Hurkyl wrote: Sun Apr 05, 2026 10:22 pm
mmmPI wrote: Sun Apr 05, 2026 9:29 pm
Once again, I don't care about the strawman you're railing against.

If you don't want to consider applications of keeping reactor temperature high, then don't consider applications of keeping reactor temperature high, and stop whining that I'm not considering the specific narrow situation that you had in mind.
I question the purpose of keeping the reactor temperature high in the context of the suggestion, to control steam, in relation to the 3 method listed in op, as i posted a setup that function just fine showing a different method to extend the list of method to control steam production/consumption that doesn't rely on having reactor always hot allowing to use the same logic as was comon on offshore pumps before the change in steam/water ratio.

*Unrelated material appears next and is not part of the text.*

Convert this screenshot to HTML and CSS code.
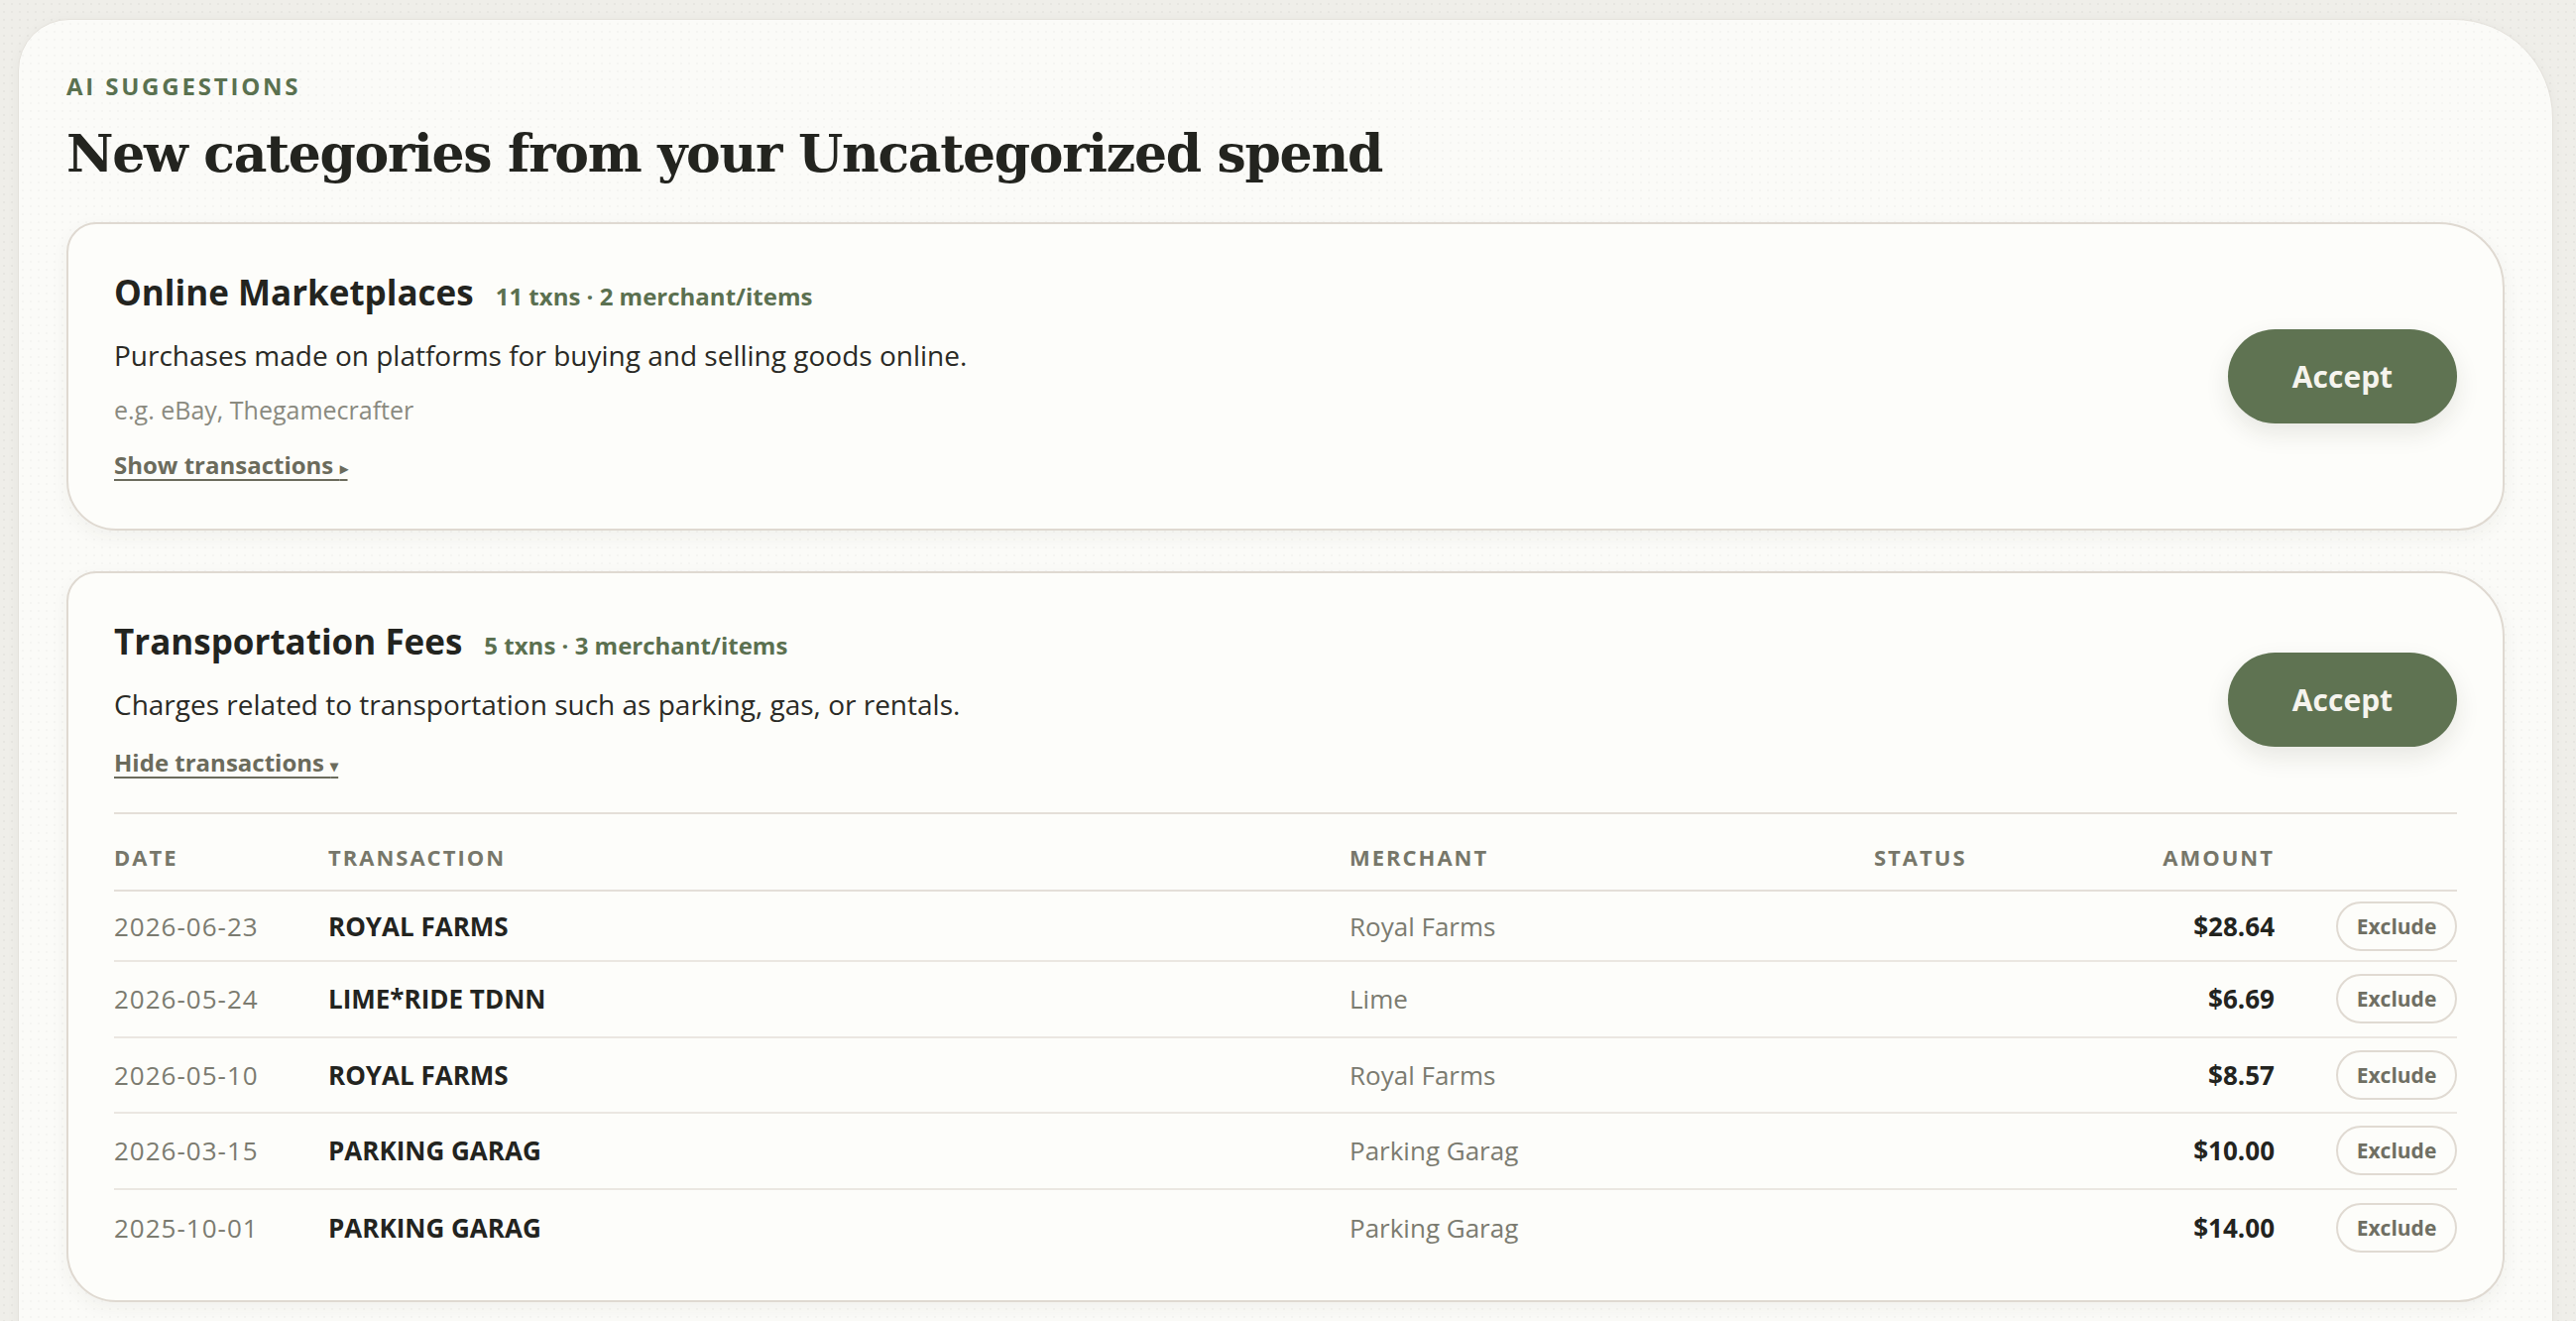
FILE: index.html
```html
<!DOCTYPE html>
<html lang="en">
<head>
    <meta charset="UTF-8">
    <title>AI Suggestions</title>
    <link rel="stylesheet" href="styles.css">
</head>
<body>
<section class="panel">
    <div class="eyebrow">AI SUGGESTIONS</div>
    <h1>New categories from your Uncategorized spend</h1>

    <!-- suggestion 1 (collapsed) -->
    <div class="card">
        <div class="card-head">
            <div class="card-info">
                <div class="card-title">
                    <h2>Online Marketplaces</h2>
                    <span class="meta">11 txns · 2 merchant/items</span>
                </div>
                <p class="desc">Purchases made on platforms for buying and selling goods online.</p>
                <p class="examples">e.g. eBay, Thegamecrafter</p>
                <a href="#" class="toggle">Show transactions <span class="caret">▸</span></a>
            </div>
            <button class="accept">Accept</button>
        </div>
    </div>

    <!-- suggestion 2 (expanded) -->
    <div class="card">
        <div class="card-head">
            <div class="card-info">
                <div class="card-title">
                    <h2>Transportation Fees</h2>
                    <span class="meta">5 txns · 3 merchant/items</span>
                </div>
                <p class="desc">Charges related to transportation such as parking, gas, or rentals.</p>
                <a href="#" class="toggle">Hide transactions <span class="caret">▾</span></a>
            </div>
            <button class="accept">Accept</button>
        </div>

        <div class="txns">
            <div class="txn-row txn-header">
                <div>DATE</div>
                <div>TRANSACTION</div>
                <div>MERCHANT</div>
                <div>STATUS</div>
                <div class="amount">AMOUNT</div>
                <div></div>
            </div>
            <div class="txn-row">
                <div class="date">2026-06-23</div>
                <div class="name">ROYAL FARMS</div>
                <div class="merchant">Royal Farms</div>
                <div></div>
                <div class="amount">$28.64</div>
                <div class="action"><button class="exclude">Exclude</button></div>
            </div>
            <div class="txn-row">
                <div class="date">2026-05-24</div>
                <div class="name">LIME*RIDE TDNN</div>
                <div class="merchant">Lime</div>
                <div></div>
                <div class="amount">$6.69</div>
                <div class="action"><button class="exclude">Exclude</button></div>
            </div>
            <div class="txn-row">
                <div class="date">2026-05-10</div>
                <div class="name">ROYAL FARMS</div>
                <div class="merchant">Royal Farms</div>
                <div></div>
                <div class="amount">$8.57</div>
                <div class="action"><button class="exclude">Exclude</button></div>
            </div>
            <div class="txn-row">
                <div class="date">2026-03-15</div>
                <div class="name">PARKING GARAG</div>
                <div class="merchant">Parking Garag</div>
                <div></div>
                <div class="amount">$10.00</div>
                <div class="action"><button class="exclude">Exclude</button></div>
            </div>
            <div class="txn-row">
                <div class="date">2025-10-01</div>
                <div class="name">PARKING GARAG</div>
                <div class="merchant">Parking Garag</div>
                <div></div>
                <div class="amount">$14.00</div>
                <div class="action"><button class="exclude">Exclude</button></div>
            </div>
        </div>
    </div>
</section>
</body>
</html>
```
FILE: styles.css
```css
body {
    margin: 0;
    font-family: "Open Sans", "Noto Sans", sans-serif;
    color: #2a2a25;
    background-color: #efeee9;
    background-image: radial-gradient(circle, rgba(0,0,0,0.035) 1px, transparent 1.3px);
    background-size: 8px 8px;
}

.panel {
    margin: 19px 23px 0 18px;
    padding: 54px 48px 48px;
    background-color: #fbfbf8;
    background-image: radial-gradient(circle, rgba(0,0,0,0.025) 1px, transparent 1.3px);
    background-size: 8px 8px;
    border: 1px solid #e4e1db;
    border-radius: 52px 100px 0 0;
    box-shadow: 0 2px 14px rgba(0,0,0,0.04);
}

.eyebrow {
    font-size: 24px;
    line-height: 26px;
    font-weight: bold;
    letter-spacing: 2.8px;
    color: #5a7150;
}

h1 {
    margin: 23px 0 37px;
    font-family: "DejaVu Serif", serif;
    font-size: 52px;
    line-height: 64px;
    letter-spacing: -1.3px;
    color: #23241f;
}

.card {
    margin-bottom: 41px;
    padding: 46px;
    background-color: #fdfdfa;
    border: 2px solid #dfd9d1;
    border-radius: 30px 66px 46px 50px;
    box-shadow: 0 6px 18px rgba(60,50,30,0.05);
}

.card-head {
    display: flex;
    align-items: center;
    justify-content: space-between;
    gap: 40px;
}

.card-title {
    display: flex;
    align-items: baseline;
    gap: 22px;
}

.card-title h2 {
    margin: 0;
    font-size: 35px;
    line-height: 46px;
    color: #23241f;
}

.meta {
    font-size: 24px;
    font-weight: bold;
    color: #5b7050;
}

.desc {
    margin: 22px 0 0;
    font-size: 28px;
    line-height: 36px;
    color: #2a2a25;
}

.examples {
    margin: 22px 0 0;
    font-size: 25px;
    line-height: 30px;
    color: #8a8a80;
}

.toggle {
    display: inline-block;
    margin-top: 26px;
    font-size: 24px;
    line-height: 30px;
    font-weight: bold;
    color: #6b6b5c;
    text-decoration: underline;
    text-decoration-thickness: 2px;
    text-underline-offset: 5px;
}

.caret {
    font-size: 16px;
}

.accept {
    width: 231px;
    height: 95px;
    flex-shrink: 0;
    border: none;
    border-radius: 48px;
    background-color: #5f7352;
    color: #f6f4ee;
    font-family: inherit;
    font-size: 30px;
    font-weight: bold;
    box-shadow: 0 10px 24px rgba(40,40,20,0.10);
    cursor: pointer;
}

.txns {
    margin-top: 32px;
    margin-bottom: -11px;
    border-top: 2px solid #e4dfd8;
}

.txn-row {
    box-sizing: border-box;
    display: grid;
    grid-template-columns: 216px 1030px 529px 1fr 140px 184px;
    align-items: center;
    height: 76.5px;
    border-bottom: 2px solid #ebe7e1;
    font-size: 26px;
}

.txn-header + .txn-row {
    height: 71px;
}

.txn-row:last-child {
    border-bottom: none;
}

.txn-header {
    height: 78px;
    padding-top: 10px;
    border-bottom-color: #e4dfd8;
    font-size: 22px;
    font-weight: bold;
    letter-spacing: 2px;
    color: #77776a;
}

.date {
    letter-spacing: 1px;
}

.date,
.merchant {
    color: #7b7b70;
}

.name {
    font-weight: bold;
    color: #23241f;
}

.amount {
    text-align: right;
    font-weight: bold;
    color: #23241f;
}

.txn-header .amount {
    color: #77776a;
}

.action {
    text-align: right;
}

.exclude {
    width: 122px;
    height: 50px;
    border: 2px solid #e0dad2;
    border-radius: 25px;
    background: transparent;
    font-family: inherit;
    font-size: 21px;
    font-weight: bold;
    color: #6f6f63;
    cursor: pointer;
}
```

My point is that it's a self imposed constraint to try and keep reactor temperature hot at all time. Tertius showed that it was possible nonethless.

IMO you misundertand the question you pretended answering. What you point out isn't a valid COMPELLING application of keeping temperature high for a nuclear plant, let alone related to the suggestion of this thread which is method to control steam for electricity generation. It is at best a detail that doesn't deserve much more consideration than : yes don't do that, don't brick your nuke plant by plopping down too many reactor at once, you don't need the suggestion to avoid doing that.